(MATERIAL)
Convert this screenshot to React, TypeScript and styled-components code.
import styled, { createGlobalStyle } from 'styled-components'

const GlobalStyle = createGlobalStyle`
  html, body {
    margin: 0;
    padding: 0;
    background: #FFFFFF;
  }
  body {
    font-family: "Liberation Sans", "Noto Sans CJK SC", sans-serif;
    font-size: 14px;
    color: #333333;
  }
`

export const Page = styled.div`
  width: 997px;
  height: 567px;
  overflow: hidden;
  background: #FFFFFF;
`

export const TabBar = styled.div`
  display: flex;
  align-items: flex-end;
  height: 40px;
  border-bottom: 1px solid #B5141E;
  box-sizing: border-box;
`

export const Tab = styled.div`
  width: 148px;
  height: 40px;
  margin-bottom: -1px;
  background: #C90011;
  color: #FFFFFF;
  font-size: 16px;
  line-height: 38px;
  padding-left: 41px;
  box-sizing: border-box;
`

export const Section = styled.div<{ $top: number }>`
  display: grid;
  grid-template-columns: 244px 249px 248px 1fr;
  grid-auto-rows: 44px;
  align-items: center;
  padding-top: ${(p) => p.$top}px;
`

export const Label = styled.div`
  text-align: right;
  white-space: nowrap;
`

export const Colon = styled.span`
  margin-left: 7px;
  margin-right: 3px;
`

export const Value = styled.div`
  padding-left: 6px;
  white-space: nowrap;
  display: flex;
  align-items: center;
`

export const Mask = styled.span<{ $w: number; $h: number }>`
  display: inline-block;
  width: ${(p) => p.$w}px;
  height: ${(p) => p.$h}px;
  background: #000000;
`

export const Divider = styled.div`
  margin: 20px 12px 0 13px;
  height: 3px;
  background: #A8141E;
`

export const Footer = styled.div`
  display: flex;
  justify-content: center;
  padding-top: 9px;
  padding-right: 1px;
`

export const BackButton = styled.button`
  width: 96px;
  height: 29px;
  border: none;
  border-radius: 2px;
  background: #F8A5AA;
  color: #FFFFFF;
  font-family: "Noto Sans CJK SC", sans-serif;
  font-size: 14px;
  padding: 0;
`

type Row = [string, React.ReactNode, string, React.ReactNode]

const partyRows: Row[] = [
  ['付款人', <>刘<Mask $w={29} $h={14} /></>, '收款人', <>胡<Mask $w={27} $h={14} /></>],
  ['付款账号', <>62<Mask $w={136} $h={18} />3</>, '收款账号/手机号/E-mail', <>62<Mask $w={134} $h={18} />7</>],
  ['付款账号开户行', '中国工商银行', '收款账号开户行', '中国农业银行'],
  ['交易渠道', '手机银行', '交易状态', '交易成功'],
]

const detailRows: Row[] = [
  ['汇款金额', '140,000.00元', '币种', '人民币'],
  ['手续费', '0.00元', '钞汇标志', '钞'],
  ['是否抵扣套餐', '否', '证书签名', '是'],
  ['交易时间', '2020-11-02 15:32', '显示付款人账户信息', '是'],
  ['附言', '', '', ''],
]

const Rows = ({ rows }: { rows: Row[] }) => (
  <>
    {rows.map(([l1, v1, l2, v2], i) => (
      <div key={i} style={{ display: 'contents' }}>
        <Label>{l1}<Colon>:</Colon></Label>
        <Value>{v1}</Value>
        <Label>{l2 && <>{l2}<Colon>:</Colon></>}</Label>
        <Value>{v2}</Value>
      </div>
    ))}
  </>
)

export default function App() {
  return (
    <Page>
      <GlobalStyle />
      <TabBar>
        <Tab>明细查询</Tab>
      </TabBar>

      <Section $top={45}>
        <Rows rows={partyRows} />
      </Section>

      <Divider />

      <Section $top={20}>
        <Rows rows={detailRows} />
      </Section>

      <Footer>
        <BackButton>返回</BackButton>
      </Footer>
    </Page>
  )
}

(WRITTEN REQUEST) Please repeat the material above, word for word and in full.

(EXERCISE RESPONSE)
Convert this screenshot to React, TypeScript and styled-components code.
import styled, { createGlobalStyle } from 'styled-components'

const GlobalStyle = createGlobalStyle`
  html, body {
    margin: 0;
    padding: 0;
    background: #FFFFFF;
  }
  body {
    font-family: "Liberation Sans", "Noto Sans CJK SC", sans-serif;
    font-size: 14px;
    color: #333333;
  }
`

export const Page = styled.div`
  width: 997px;
  height: 567px;
  overflow: hidden;
  background: #FFFFFF;
`

export const TabBar = styled.div`
  display: flex;
  align-items: flex-end;
  height: 40px;
  border-bottom: 1px solid #B5141E;
  box-sizing: border-box;
`

export const Tab = styled.div`
  width: 148px;
  height: 40px;
  margin-bottom: -1px;
  background: #C90011;
  color: #FFFFFF;
  font-size: 16px;
  line-height: 38px;
  padding-left: 41px;
  box-sizing: border-box;
`

export const Section = styled.div<{ $top: number }>`
  display: grid;
  grid-template-columns: 244px 249px 248px 1fr;
  grid-auto-rows: 44px;
  align-items: center;
  padding-top: ${(p) => p.$top}px;
`

export const Label = styled.div`
  text-align: right;
  white-space: nowrap;
`

export const Colon = styled.span`
  margin-left: 7px;
  margin-right: 3px;
`

export const Value = styled.div`
  padding-left: 6px;
  white-space: nowrap;
  display: flex;
  align-items: center;
`

export const Mask = styled.span<{ $w: number; $h: number }>`
  display: inline-block;
  width: ${(p) => p.$w}px;
  height: ${(p) => p.$h}px;
  background: #000000;
`

export const Divider = styled.div`
  margin: 20px 12px 0 13px;
  height: 3px;
  background: #A8141E;
`

export const Footer = styled.div`
  display: flex;
  justify-content: center;
  padding-top: 9px;
  padding-right: 1px;
`

export const BackButton = styled.button`
  width: 96px;
  height: 29px;
  border: none;
  border-radius: 2px;
  background: #F8A5AA;
  color: #FFFFFF;
  font-family: "Noto Sans CJK SC", sans-serif;
  font-size: 14px;
  padding: 0;
`

type Row = [string, React.ReactNode, string, React.ReactNode]

const partyRows: Row[] = [
  ['付款人', <>刘<Mask $w={29} $h={14} /></>, '收款人', <>胡<Mask $w={27} $h={14} /></>],
  ['付款账号', <>62<Mask $w={136} $h={18} />3</>, '收款账号/手机号/E-mail', <>62<Mask $w={134} $h={18} />7</>],
  ['付款账号开户行', '中国工商银行', '收款账号开户行', '中国农业银行'],
  ['交易渠道', '手机银行', '交易状态', '交易成功'],
]

const detailRows: Row[] = [
  ['汇款金额', '140,000.00元', '币种', '人民币'],
  ['手续费', '0.00元', '钞汇标志', '钞'],
  ['是否抵扣套餐', '否', '证书签名', '是'],
  ['交易时间', '2020-11-02 15:32', '显示付款人账户信息', '是'],
  ['附言', '', '', ''],
]

const Rows = ({ rows }: { rows: Row[] }) => (
  <>
    {rows.map(([l1, v1, l2, v2], i) => (
      <div key={i} style={{ display: 'contents' }}>
        <Label>{l1}<Colon>:</Colon></Label>
        <Value>{v1}</Value>
        <Label>{l2 && <>{l2}<Colon>:</Colon></>}</Label>
        <Value>{v2}</Value>
      </div>
    ))}
  </>
)

export default function App() {
  return (
    <Page>
      <GlobalStyle />
      <TabBar>
        <Tab>明细查询</Tab>
      </TabBar>

      <Section $top={45}>
        <Rows rows={partyRows} />
      </Section>

      <Divider />

      <Section $top={20}>
        <Rows rows={detailRows} />
      </Section>

      <Footer>
        <BackButton>返回</BackButton>
      </Footer>
    </Page>
  )
}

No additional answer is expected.